EXERCISE TASK:
Report only the number of lines holding "React".

--- Start of INFORMATION SHOWN ---

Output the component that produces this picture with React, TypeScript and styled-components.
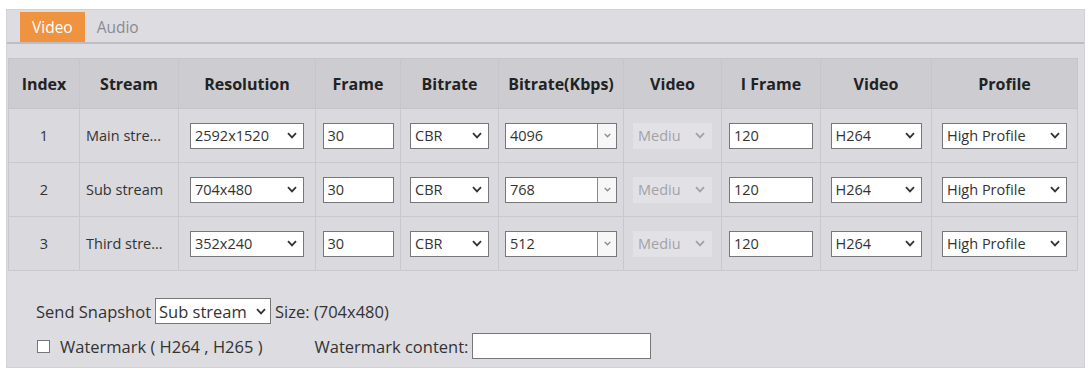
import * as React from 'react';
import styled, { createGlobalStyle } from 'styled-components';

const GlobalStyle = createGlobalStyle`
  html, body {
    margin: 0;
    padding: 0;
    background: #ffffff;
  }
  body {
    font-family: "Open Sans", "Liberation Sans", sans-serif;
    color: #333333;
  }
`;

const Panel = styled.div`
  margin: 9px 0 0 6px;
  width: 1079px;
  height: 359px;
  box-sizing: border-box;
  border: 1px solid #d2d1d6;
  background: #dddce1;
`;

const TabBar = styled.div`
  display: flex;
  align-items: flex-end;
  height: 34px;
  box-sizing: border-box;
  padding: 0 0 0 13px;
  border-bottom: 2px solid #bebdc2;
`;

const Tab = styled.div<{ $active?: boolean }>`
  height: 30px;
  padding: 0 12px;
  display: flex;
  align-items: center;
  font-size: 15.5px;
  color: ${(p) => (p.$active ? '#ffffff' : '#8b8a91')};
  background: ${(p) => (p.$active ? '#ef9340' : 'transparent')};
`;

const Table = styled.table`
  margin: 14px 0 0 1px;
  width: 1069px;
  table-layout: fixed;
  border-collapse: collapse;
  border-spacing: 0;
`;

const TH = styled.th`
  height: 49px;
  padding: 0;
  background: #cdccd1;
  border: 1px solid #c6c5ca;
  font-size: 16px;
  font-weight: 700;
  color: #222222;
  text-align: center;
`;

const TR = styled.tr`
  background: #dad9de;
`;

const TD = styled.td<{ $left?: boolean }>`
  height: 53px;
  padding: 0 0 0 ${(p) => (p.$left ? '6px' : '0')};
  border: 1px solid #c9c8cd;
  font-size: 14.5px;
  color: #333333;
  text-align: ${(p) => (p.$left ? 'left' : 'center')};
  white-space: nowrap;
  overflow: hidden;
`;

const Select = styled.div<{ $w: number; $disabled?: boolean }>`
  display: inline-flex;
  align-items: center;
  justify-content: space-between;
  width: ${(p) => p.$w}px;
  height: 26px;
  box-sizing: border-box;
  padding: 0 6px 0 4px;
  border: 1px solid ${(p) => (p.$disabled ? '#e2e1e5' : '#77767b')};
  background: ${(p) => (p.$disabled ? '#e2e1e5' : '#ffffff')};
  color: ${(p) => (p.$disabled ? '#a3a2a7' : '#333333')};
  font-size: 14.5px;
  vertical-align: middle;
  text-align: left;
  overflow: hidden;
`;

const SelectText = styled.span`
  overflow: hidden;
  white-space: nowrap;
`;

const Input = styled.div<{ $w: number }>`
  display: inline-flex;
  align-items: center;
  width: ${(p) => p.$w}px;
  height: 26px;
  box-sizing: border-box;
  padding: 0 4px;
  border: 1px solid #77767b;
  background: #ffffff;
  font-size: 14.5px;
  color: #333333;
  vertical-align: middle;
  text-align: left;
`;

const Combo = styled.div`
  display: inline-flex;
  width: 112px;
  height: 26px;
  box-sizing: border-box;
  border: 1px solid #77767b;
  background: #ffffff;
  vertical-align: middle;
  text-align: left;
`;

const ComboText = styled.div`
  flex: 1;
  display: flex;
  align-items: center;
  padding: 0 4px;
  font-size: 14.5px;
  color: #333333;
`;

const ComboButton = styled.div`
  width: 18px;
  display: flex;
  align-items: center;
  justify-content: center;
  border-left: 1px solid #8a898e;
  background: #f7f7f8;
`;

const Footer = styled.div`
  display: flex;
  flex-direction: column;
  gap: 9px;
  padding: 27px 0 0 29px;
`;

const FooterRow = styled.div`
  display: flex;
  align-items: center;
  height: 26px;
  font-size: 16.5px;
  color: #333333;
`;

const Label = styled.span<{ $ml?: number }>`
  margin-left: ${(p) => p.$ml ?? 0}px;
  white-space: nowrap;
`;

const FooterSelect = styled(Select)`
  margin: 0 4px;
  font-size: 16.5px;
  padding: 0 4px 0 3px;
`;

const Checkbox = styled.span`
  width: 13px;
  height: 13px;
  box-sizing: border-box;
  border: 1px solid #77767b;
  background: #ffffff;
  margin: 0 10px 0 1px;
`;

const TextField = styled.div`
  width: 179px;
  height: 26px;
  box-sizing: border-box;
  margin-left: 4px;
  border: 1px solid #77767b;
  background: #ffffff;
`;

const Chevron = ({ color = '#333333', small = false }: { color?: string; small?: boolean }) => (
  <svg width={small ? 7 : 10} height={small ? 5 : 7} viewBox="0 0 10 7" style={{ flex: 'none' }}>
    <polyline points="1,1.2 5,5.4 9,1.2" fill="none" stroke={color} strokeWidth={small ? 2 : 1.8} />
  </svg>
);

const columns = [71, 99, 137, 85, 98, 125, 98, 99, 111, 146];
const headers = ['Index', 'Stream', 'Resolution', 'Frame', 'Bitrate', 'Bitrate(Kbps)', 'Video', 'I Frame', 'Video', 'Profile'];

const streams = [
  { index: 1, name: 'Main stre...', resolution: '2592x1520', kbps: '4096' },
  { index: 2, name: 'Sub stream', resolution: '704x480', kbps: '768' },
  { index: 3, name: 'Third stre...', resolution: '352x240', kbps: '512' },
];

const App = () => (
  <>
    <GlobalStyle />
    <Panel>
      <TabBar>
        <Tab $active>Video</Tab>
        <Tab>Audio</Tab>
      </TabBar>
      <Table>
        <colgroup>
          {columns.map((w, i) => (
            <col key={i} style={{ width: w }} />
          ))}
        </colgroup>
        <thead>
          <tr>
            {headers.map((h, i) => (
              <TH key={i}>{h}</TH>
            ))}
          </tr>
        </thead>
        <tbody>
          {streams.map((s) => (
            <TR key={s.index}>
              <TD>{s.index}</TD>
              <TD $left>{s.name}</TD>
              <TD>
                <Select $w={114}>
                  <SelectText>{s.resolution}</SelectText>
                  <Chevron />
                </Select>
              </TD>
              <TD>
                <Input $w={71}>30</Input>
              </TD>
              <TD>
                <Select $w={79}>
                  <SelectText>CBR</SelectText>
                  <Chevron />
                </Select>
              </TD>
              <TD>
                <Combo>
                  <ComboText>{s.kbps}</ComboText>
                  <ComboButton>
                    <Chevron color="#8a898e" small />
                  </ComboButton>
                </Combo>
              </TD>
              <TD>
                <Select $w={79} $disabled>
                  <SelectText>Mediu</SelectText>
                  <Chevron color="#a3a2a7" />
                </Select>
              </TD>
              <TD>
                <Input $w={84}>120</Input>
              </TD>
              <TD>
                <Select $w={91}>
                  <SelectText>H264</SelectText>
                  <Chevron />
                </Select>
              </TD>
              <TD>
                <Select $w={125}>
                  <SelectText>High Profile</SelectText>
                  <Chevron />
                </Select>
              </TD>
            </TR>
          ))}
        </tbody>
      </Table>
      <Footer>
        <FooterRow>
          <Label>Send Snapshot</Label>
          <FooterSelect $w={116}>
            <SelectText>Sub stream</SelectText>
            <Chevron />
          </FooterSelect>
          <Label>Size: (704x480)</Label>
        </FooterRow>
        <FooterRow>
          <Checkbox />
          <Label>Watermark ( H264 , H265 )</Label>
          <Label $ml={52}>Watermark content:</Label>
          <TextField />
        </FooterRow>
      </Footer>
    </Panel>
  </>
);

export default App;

--- End of INFORMATION SHOWN ---

REPLY TO THE EXERCISE:
2